A warning from inside Tunisia
Role of religion at issue in post-revolution transition, expert says
Recent religious violence coupled with moves by Tunisia’s ruling Islamist party to put religious protections in its proposed constitution prompted a leading Tunisian legal expert to warn Monday that the nation is taking steps on the “way of the worst.”
Yadh Ben Achour, head of a key body overseeing legal and constitutional reform during the Northern African nation’s post-revolution transition, described the tension between the secular, pluralist forces that sparked the 2010-11 uprising and the more conservative religious majority that has come to the fore since the election last October of the Constituent Assembly, charged with drafting a new constitution.
“The results show there’s an essential difference between the people of the revolution and the people of the election,” Ben Achour said. “If . . . the majority persists in its repeated attempts to inject polemical things into the heart of the public debate, then we may expect the worst.”
Ben Achour made his comments during a talk at Harvard’s Center for Government and International Studies, sponsored by the Center for Middle Eastern Studies. The talk, titled “Religion, Revolution and Constitution: The Case of Tunisia,” was presented by the center’s Working Group on Arab Transformative Movements.
Mohamed Bouazizi, a street vendor, sparked Tunisia’s revolution in December 2010 when he set himself on fire in protest of treatment, including the confiscation of his goods, by a government official. The demonstrations that resulted drove President Zine el-Abidine Ben Ali from office and sparked movements that toppled governments in Egypt, Libya, and Yemen, as well as civil war in Syria.
In the post-revolutionary transition, Ben Achour, a lawyer and specialist in Islamic political theory, was appointed the head of a commission on political reform, subsequently expanded to the current High Authority for the Achievement of the Revolution Objectives. Ben Achour was introduced Monday by Malika Zeghal, the Prince Alwaleed Bin Talal Professor in Contemporary Islamic Thought and Life, who described him as “a critical actor in the first democratic experiment in the history of Tunisia.”
Tunisia’s pre-revolution government violently repressed opposition parties, including the moderate Islamist Ennahda Party, which gave the party a great deal of sympathy among citizens, Ben Achour said. However, religion was absent from the rallies and revolutionary discussions, which focused on replacing Ben Ali’s despotic rule with a pluralistic democracy marked by tolerance and freedom, he said.
Neither was religion a factor in the immediate aftermath of the uprising, Ben Achour said, when initial reforms were undertaken and a transitional structure was established. It has only been since the October elections that religion has become an element in the discussion of Tunisia’s future government.
The elections were won by the Islamist Ennahda Party, with 40 percent of the vote, giving it 90 seats in the 217-seat Constituent Assembly. Since then, Ben Achour said, the party has made several proposals that would inject religion into government, dropping some after popular protest. A proposal to make Shariah the foundation for the country’s legal system was abandoned after 25,000 gathered to protest the idea.
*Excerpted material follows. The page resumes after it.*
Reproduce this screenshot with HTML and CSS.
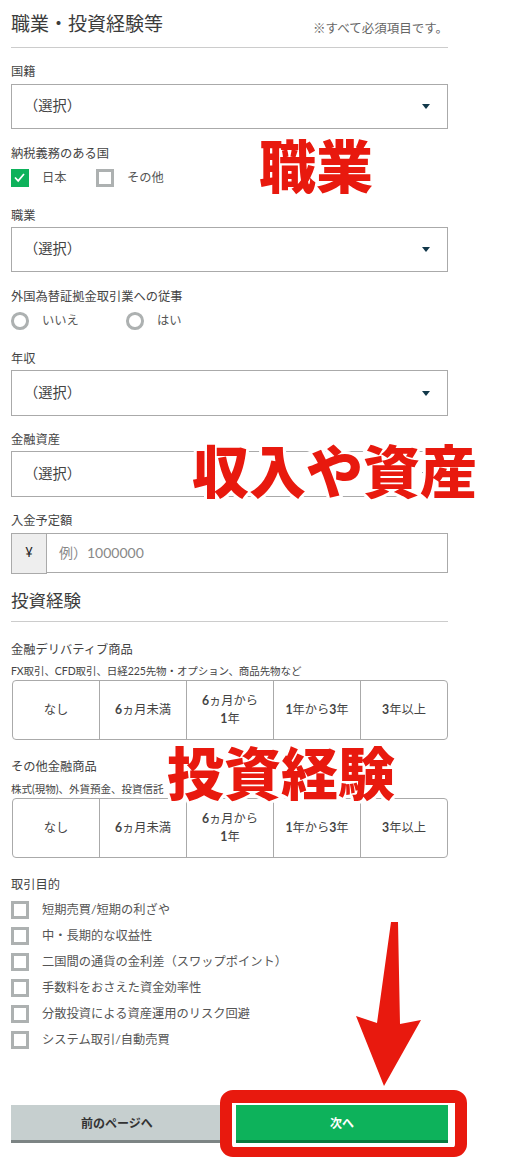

A proposed article of the constitution that dealt with men and women as “complementary” rather than equal drew a second protest, running afoul of Tunisia’s long history of equality between the sexes — enshrined in the 1956 Personal Status Code. The code, adopted shortly after independence from France, protects the rights of women, outlawing polygamy, abolishing unilateral divorce by men, increasing the marriage age for women, and reforming the inheritance law.
Ennahda recently proposed protecting religion in the constitution, drafting an article affirming that the state protects religious belief, religious practice, places of worship, and sacred things, Ben Achour said. A proposed law offered by Ennahda would criminalize offenses against sacred things — books, mosques, churches, and synagogues — and make insults, derision, and profanity against Allah or Muhammad punishable by two years in jail, he said.
“The … ruling party, which had renounced making Shariah the source of law, is now maintaining that position even more forcefully,” Ben Achour said.
The recent attacks on the U.S. embassy in Tunisia, prompted by outrage at the release of an anti-Islam film and during which three protesters were killed, were not the first cases of worrisome violence, Ben Achour said, citing incidents related to other films dealing with religious topics.
“The current wave of violence in Tunisia should facilitate the way of those who defend the sacred against those who defend liberty,” Ben Achour said. “There is a very large gap between the revolutionary message and the rising issues since the election of Oct. 23.
“If, as it clearly and officially states, the Ennahda Party continues to support the idea that the constitution is not the property of one party and that it should be the subject of consensus, both within the Constituent Assembly and outside, then we may hope the things will work out for the best,” Ben Achour continued. “We now, in the current situation, characterized by the development of violence in the Islamic world … can affirm that we are rather on the way of the worst than on the way of the best.”